**OBJECTIVE**
The listing below begins with the first line you should copy; stop after the line containing "w-[1242px] h-[1237px] overflow-hidden", and drop every picture.

── DATA SECTION ──

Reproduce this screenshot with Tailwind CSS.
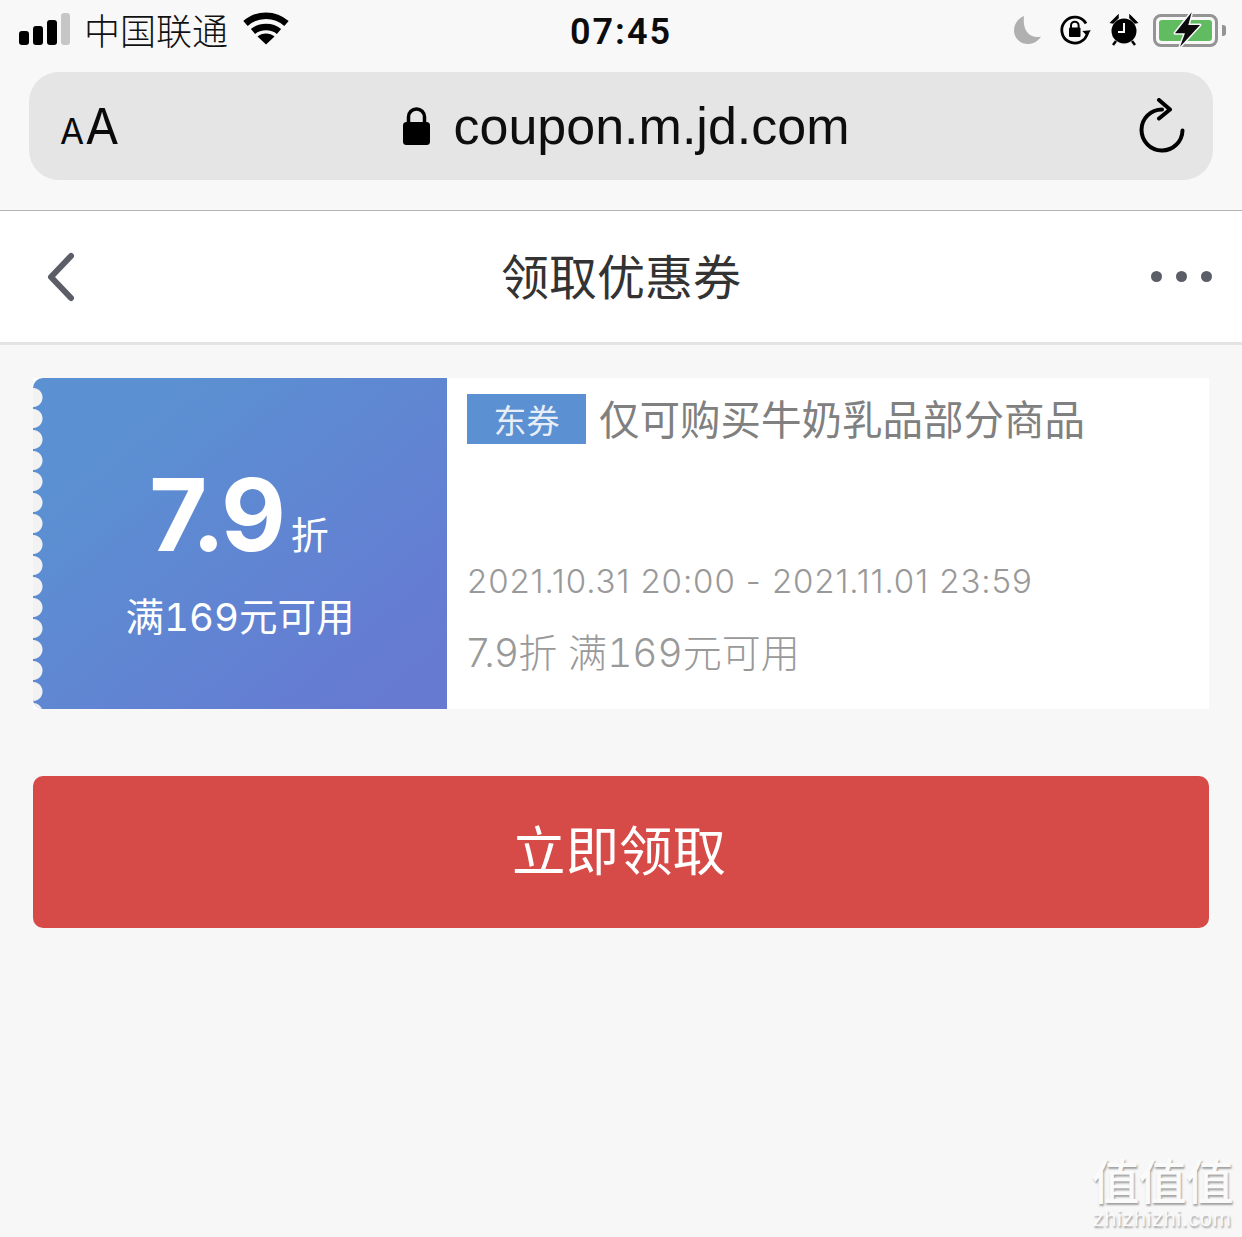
<!DOCTYPE html>
<html lang="zh-CN">
<head>
  <meta charset="UTF-8">
  <title>领取优惠券</title>
  <script src="https://cdn.jsdelivr.net/npm/@tailwindcss/browser@4"></script>
</head>
<body class="relative w-[1242px] h-[1237px] overflow-hidden bg-[#f7f7f7] font-['Inter','Noto_Sans_CJK_SC',sans-serif]">

  <!-- Browser chrome -->
  <header class="h-[211px] bg-[#f8f8f8] border-b border-[#b4b4b4]">
    <!-- Status bar -->
    <div class="relative h-[72px] flex items-start justify-between pl-[19px] pr-[16px] pt-[11px]">
      <div class="flex items-center">
        <div class="flex items-end gap-[4px] h-[32px] mb-[2px]">
          <span class="w-[10px] h-[14px] rounded-[3px] bg-black"></span>
          <span class="w-[10px] h-[19px] rounded-[3px] bg-black"></span>
          <span class="w-[10px] h-[25px] rounded-[3px] bg-black"></span>
          <span class="w-[9px] h-[32px] rounded-[3px] bg-[#c6c6c6]"></span>
        </div>
        <span class="ml-[14px] mt-[-3px] text-[36px] leading-[40px] text-[#111] font-['Noto_Sans_CJK_SC',sans-serif] font-light">中国联通</span>
        <svg class="ml-[15px] mb-[4px]" width="46" height="34" viewBox="0 0 46 34" fill="none">
          <path d="M2.500 12.500C14 2 32 2 43.500 12.500" stroke="#000" stroke-width="6.500"/>
          <path d="M10 20.500C17 14.500 29 14.500 36 20.500" stroke="#000" stroke-width="6.500"/>
          <path d="M23 33.500L14.500 25.500C19 21.500 27 21.500 31.500 25.500Z" fill="#000"/>
        </svg>
      </div>
      <span class="absolute left-0 right-0 top-[11px] text-center text-[36px] leading-[42px] font-semibold text-[#0c0c0c] font-['Roboto',sans-serif] tracking-[2px]">07:45</span>
      <div class="flex items-center gap-[17px] pt-[2px]">
        <svg width="30" height="30" viewBox="0 0 30 30"><path d="M11 1C4.500 4 1 9 1 15.500 1 23 7 29 14.500 29 20 29 25 26.500 28 21.500 19 24 9 18 11 1Z" fill="#b0b0b0"/></svg>
        <svg width="32" height="30" viewBox="0 0 32 30" fill="none">
          <path d="M26 8.500A13 13 0 1 0 27.500 18" stroke="#000" stroke-width="2.800"/>
          <path d="M22.500 15.500H31L27 21Z" fill="#000" transform="rotate(-5 27 18)"/>
          <path d="M11 13V10.500a3.800 3.800 0 0 1 7.600 0V13" stroke="#000" stroke-width="2"/>
          <rect x="9" y="12.500" width="11.500" height="9.500" rx="1" fill="#000"/>
        </svg>
        <svg width="30" height="32" viewBox="0 0 30 32">
          <circle cx="15" cy="17" r="12.500" fill="#000"/>
          <path d="M2 8.500L9 1.500 9 4 4 9ZM28 8.500L21 1.500 21 4 26 9Z" fill="#000" stroke="#000" stroke-width="1.500"/>
          <path d="M7 27L4 31M23 27L26 31" stroke="#000" stroke-width="2.500"/>
          <path d="M15 9V18H9" stroke="#f8f8f8" stroke-width="2" fill="none"/>
        </svg>
        <div class="relative flex items-center w-[73px] h-[34px] ml-[-3px]">
          <div class="w-[65px] h-[33px] rounded-[8px] border-[3px] border-[#949494] p-[3px]">
            <div class="w-full h-full rounded-[3px] bg-[#60bb61]"></div>
          </div>
          <span class="ml-[4px] w-[4px] h-[11px] rounded-r-[3px] bg-[#949494]"></span>
          <svg class="absolute left-[17px] top-[-3px]" width="36" height="40" viewBox="0 0 36 40">
            <path d="M21.700 2.300L5 23.300H15L10 36.700 30 15H18.300Z" fill="#0b0b0b" stroke="#f8f8f8" stroke-width="3" stroke-linejoin="round" paint-order="stroke"/>
          </svg>
        </div>
      </div>
    </div>
    <!-- Address bar -->
    <div class="mx-[29px] h-[108px] rounded-[30px] bg-[#e5e5e5] flex items-center justify-between pl-[31px] pr-[28px]">
      <div class="flex items-baseline font-['Inter',sans-serif] text-[#0a0a0a] w-[130px] pt-[8px]">
        <span class="text-[35px]">A</span><span class="text-[49px] ml-[1px] leading-none">A</span>
      </div>
      <div class="flex items-center gap-[23px] ml-[6px]">
        <svg width="29" height="40" viewBox="0 0 29 40" fill="none">
          <path d="M6.500 18V11a8 8 0 0 1 16 0V18" stroke="#000" stroke-width="3.500"/>
          <rect x="1" y="16" width="27" height="23" rx="3.500" fill="#000"/>
        </svg>
        <span class="text-[52px] leading-[60px] text-[#0e0e0e] font-['Liberation_Sans',sans-serif]">coupon.m.jd.com</span>
      </div>
      <div class="w-[130px] flex justify-end">
        <svg width="46" height="56" viewBox="0 0 46 56" fill="none" stroke="#000" stroke-width="4" stroke-linecap="round" stroke-linejoin="round">
          <path d="M23 11.500A20.500 20.500 0 1 0 43.500 32.500"/>
          <path d="M20 2L31 11.500 20 20.500"/>
        </svg>
      </div>
    </div>
  </header>

  <!-- Page nav -->
  <nav class="h-[134px] bg-white border-b-[3px] border-[#e4e4e4] flex items-center justify-between pl-[47px] pr-[30px]">
    <svg width="28" height="50" viewBox="0 0 28 50" fill="none" stroke="#5b5d67" stroke-width="6" stroke-linecap="round" stroke-linejoin="round">
      <path d="M24 4L4 25 24 46"/>
    </svg>
    <h1 class="text-[48px] leading-[60px] pb-[5px] text-[#333] font-normal font-['Noto_Sans_CJK_SC',sans-serif] ml-[16px]">领取优惠券</h1>
    <div class="flex gap-[14px]">
      <span class="w-[11px] h-[11px] rounded-full bg-[#5b5d67]"></span>
      <span class="w-[11px] h-[11px] rounded-full bg-[#5b5d67]"></span>
      <span class="w-[11px] h-[11px] rounded-full bg-[#5b5d67]"></span>
    </div>
  </nav>

  <main class="px-[33px] pt-[33px]">
    <!-- Coupon -->
    <section class="flex h-[331px] bg-white">
      <div class="relative w-[414px] rounded-l-[10px] overflow-hidden bg-linear-[140deg] from-[#5b90d2] from-20% to-[#667ad2] to-90% flex flex-col items-center text-white font-['Inter','Noto_Sans_CJK_SC',sans-serif]">
        <div class="absolute left-0 top-[9px] bottom-0 w-[10px] bg-[radial-gradient(circle_at_0_50%,#f2f2f2_9px,transparent_10px)] bg-size-[10px_21px]"></div>
        <div class="flex items-baseline mt-[82px] ml-[-2px] h-[112px]">
          <span class="text-[100px] leading-[110px] font-bold tracking-[-3px]">7.9</span>
          <span class="text-[38px] leading-[40px] ml-[8px] -translate-y-[2px] font-['Noto_Sans_CJK_SC',sans-serif]">折</span>
        </div>
        <p class="mt-[20px] text-[38.500px] leading-[50px] tabular-nums">满169元可用</p>
      </div>
      <div class="flex-1 pl-[20px] pt-[16px] font-['Inter','Noto_Sans_CJK_SC',sans-serif] text-[#888]">
        <div class="flex items-start">
          <span class="w-[119px] h-[50px] bg-[#5b90d2] text-[#e8eef8] text-[33px] leading-[50px] text-center font-['Noto_Sans_CJK_SC',sans-serif]">东券</span>
          <span class="ml-[13px] mt-[-3px] text-[#808080] text-[40.500px] leading-[54px] font-['Noto_Sans_CJK_SC',sans-serif]">仅可购买牛奶乳品部分商品</span>
        </div>
        <p class="mt-[114px] text-[33px] leading-[44px] text-[#999] font-light tracking-[0.900px]">2021.10.31 20:00 - 2021.11.01 23:59</p>
        <p class="mt-[24px] text-[39px] leading-[52px] text-[#999] font-light">7.9折 满<span class="tabular-nums">169</span>元可用</p>
      </div>
    </section>

    <!-- Claim button -->
    <button class="mt-[67px] w-full h-[152px] pb-[8px] pr-[4px] rounded-[10px] bg-[#d64b47] text-white text-[53.500px] font-['Noto_Sans_CJK_SC',sans-serif]">立即领取</button>
  </main>

  <!-- Watermark -->
  <div class="absolute left-[1088px] top-[1150px] w-[148px] text-center text-[#fafafa] [text-shadow:1px_2px_2px_rgba(0,0,0,0.35)] font-['Noto_Sans_CJK_SC',sans-serif]">
    <div class="text-[48px] leading-[56px] tracking-[-1px] font-medium">值值值</div>
    <div class="text-[22px] leading-[26px] font-['Liberation_Sans',sans-serif] tracking-[0.500px]">zhizhizhi.com</div>
  </div>
</body>
</html>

───

**CORRECT RESULT**
Reproduce this screenshot with Tailwind CSS.
<!DOCTYPE html>
<html lang="zh-CN">
<head>
  <meta charset="UTF-8">
  <title>领取优惠券</title>
  <script src="https://cdn.jsdelivr.net/npm/@tailwindcss/browser@4"></script>
</head>
<body class="relative w-[1242px] h-[1237px] overflow-hidden bg-[#f7f7f7] font-['Inter','Noto_Sans_CJK_SC',sans-serif]">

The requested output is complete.